### INSTRUCTIONS TO FOLLOW
Reproduce the listing below without changes, except that pictures are left out.

### GIVEN DATA
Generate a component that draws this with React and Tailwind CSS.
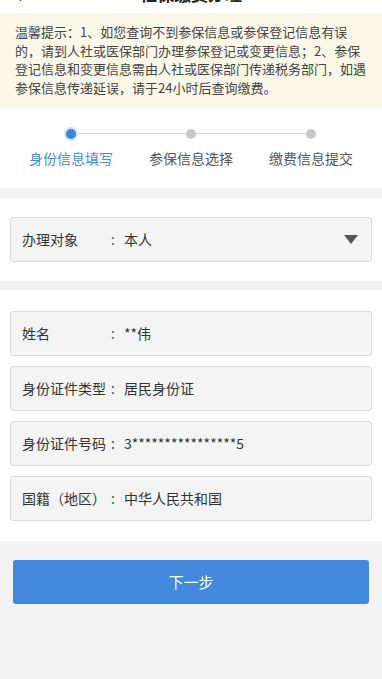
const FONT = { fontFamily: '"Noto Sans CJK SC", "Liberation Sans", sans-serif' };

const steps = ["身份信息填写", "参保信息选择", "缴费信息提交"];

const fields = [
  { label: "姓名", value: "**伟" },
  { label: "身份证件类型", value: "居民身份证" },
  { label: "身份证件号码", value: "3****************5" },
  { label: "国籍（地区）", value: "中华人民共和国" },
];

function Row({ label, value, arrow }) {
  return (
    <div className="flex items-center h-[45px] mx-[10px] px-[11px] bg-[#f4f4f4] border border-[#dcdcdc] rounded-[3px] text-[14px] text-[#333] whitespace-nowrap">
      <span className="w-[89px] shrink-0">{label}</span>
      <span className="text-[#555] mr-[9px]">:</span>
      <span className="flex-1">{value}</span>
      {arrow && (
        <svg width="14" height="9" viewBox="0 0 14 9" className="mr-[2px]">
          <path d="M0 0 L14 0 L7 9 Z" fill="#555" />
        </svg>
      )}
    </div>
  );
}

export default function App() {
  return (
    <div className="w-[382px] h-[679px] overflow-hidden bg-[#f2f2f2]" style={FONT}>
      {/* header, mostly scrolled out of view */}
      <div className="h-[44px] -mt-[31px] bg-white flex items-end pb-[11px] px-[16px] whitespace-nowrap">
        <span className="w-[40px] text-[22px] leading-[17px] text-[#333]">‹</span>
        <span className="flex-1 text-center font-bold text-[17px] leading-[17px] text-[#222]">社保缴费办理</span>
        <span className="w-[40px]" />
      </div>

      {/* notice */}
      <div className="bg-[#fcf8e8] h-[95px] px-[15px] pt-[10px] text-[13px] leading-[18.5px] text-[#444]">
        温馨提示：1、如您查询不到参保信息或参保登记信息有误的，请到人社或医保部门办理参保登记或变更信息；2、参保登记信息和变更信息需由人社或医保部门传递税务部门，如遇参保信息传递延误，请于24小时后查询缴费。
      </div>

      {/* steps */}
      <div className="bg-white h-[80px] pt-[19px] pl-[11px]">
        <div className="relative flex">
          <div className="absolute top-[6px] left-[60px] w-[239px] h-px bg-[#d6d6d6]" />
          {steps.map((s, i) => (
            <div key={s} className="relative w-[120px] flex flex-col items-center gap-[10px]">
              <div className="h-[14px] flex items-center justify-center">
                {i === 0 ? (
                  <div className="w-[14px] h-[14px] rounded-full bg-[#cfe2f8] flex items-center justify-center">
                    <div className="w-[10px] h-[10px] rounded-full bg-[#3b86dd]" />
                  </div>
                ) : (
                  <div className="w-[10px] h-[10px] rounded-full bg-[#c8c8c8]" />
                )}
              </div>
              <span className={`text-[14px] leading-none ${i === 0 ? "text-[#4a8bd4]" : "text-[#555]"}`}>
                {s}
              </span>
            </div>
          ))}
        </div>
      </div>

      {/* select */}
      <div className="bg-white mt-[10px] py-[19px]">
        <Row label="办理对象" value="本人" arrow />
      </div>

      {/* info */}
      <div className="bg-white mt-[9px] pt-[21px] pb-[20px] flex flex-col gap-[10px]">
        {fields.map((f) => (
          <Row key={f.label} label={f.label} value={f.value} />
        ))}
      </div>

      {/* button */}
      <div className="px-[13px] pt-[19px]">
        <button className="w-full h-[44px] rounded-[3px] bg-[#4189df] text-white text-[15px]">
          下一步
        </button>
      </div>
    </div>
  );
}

### FINISHED ANSWER
Generate a component that draws this with React and Tailwind CSS.
const FONT = { fontFamily: '"Noto Sans CJK SC", "Liberation Sans", sans-serif' };

const steps = ["身份信息填写", "参保信息选择", "缴费信息提交"];

const fields = [
  { label: "姓名", value: "**伟" },
  { label: "身份证件类型", value: "居民身份证" },
  { label: "身份证件号码", value: "3****************5" },
  { label: "国籍（地区）", value: "中华人民共和国" },
];

function Row({ label, value, arrow }) {
  return (
    <div className="flex items-center h-[45px] mx-[10px] px-[11px] bg-[#f4f4f4] border border-[#dcdcdc] rounded-[3px] text-[14px] text-[#333] whitespace-nowrap">
      <span className="w-[89px] shrink-0">{label}</span>
      <span className="text-[#555] mr-[9px]">:</span>
      <span className="flex-1">{value}</span>
      {arrow && (
        <svg width="14" height="9" viewBox="0 0 14 9" className="mr-[2px]">
          <path d="M0 0 L14 0 L7 9 Z" fill="#555" />
        </svg>
      )}
    </div>
  );
}

export default function App() {
  return (
    <div className="w-[382px] h-[679px] overflow-hidden bg-[#f2f2f2]" style={FONT}>
      {/* header, mostly scrolled out of view */}
      <div className="h-[44px] -mt-[31px] bg-white flex items-end pb-[11px] px-[16px] whitespace-nowrap">
        <span className="w-[40px] text-[22px] leading-[17px] text-[#333]">‹</span>
        <span className="flex-1 text-center font-bold text-[17px] leading-[17px] text-[#222]">社保缴费办理</span>
        <span className="w-[40px]" />
      </div>

      {/* notice */}
      <div className="bg-[#fcf8e8] h-[95px] px-[15px] pt-[10px] text-[13px] leading-[18.5px] text-[#444]">
        温馨提示：1、如您查询不到参保信息或参保登记信息有误的，请到人社或医保部门办理参保登记或变更信息；2、参保登记信息和变更信息需由人社或医保部门传递税务部门，如遇参保信息传递延误，请于24小时后查询缴费。
      </div>

      {/* steps */}
      <div className="bg-white h-[80px] pt-[19px] pl-[11px]">
        <div className="relative flex">
          <div className="absolute top-[6px] left-[60px] w-[239px] h-px bg-[#d6d6d6]" />
          {steps.map((s, i) => (
            <div key={s} className="relative w-[120px] flex flex-col items-center gap-[10px]">
              <div className="h-[14px] flex items-center justify-center">
                {i === 0 ? (
                  <div className="w-[14px] h-[14px] rounded-full bg-[#cfe2f8] flex items-center justify-center">
                    <div className="w-[10px] h-[10px] rounded-full bg-[#3b86dd]" />
                  </div>
                ) : (
                  <div className="w-[10px] h-[10px] rounded-full bg-[#c8c8c8]" />
                )}
              </div>
              <span className={`text-[14px] leading-none ${i === 0 ? "text-[#4a8bd4]" : "text-[#555]"}`}>
                {s}
              </span>
            </div>
          ))}
        </div>
      </div>

      {/* select */}
      <div className="bg-white mt-[10px] py-[19px]">
        <Row label="办理对象" value="本人" arrow />
      </div>

      {/* info */}
      <div className="bg-white mt-[9px] pt-[21px] pb-[20px] flex flex-col gap-[10px]">
        {fields.map((f) => (
          <Row key={f.label} label={f.label} value={f.value} />
        ))}
      </div>

      {/* button */}
      <div className="px-[13px] pt-[19px]">
        <button className="w-full h-[44px] rounded-[3px] bg-[#4189df] text-white text-[15px]">
          下一步
        </button>
      </div>
    </div>
  );
}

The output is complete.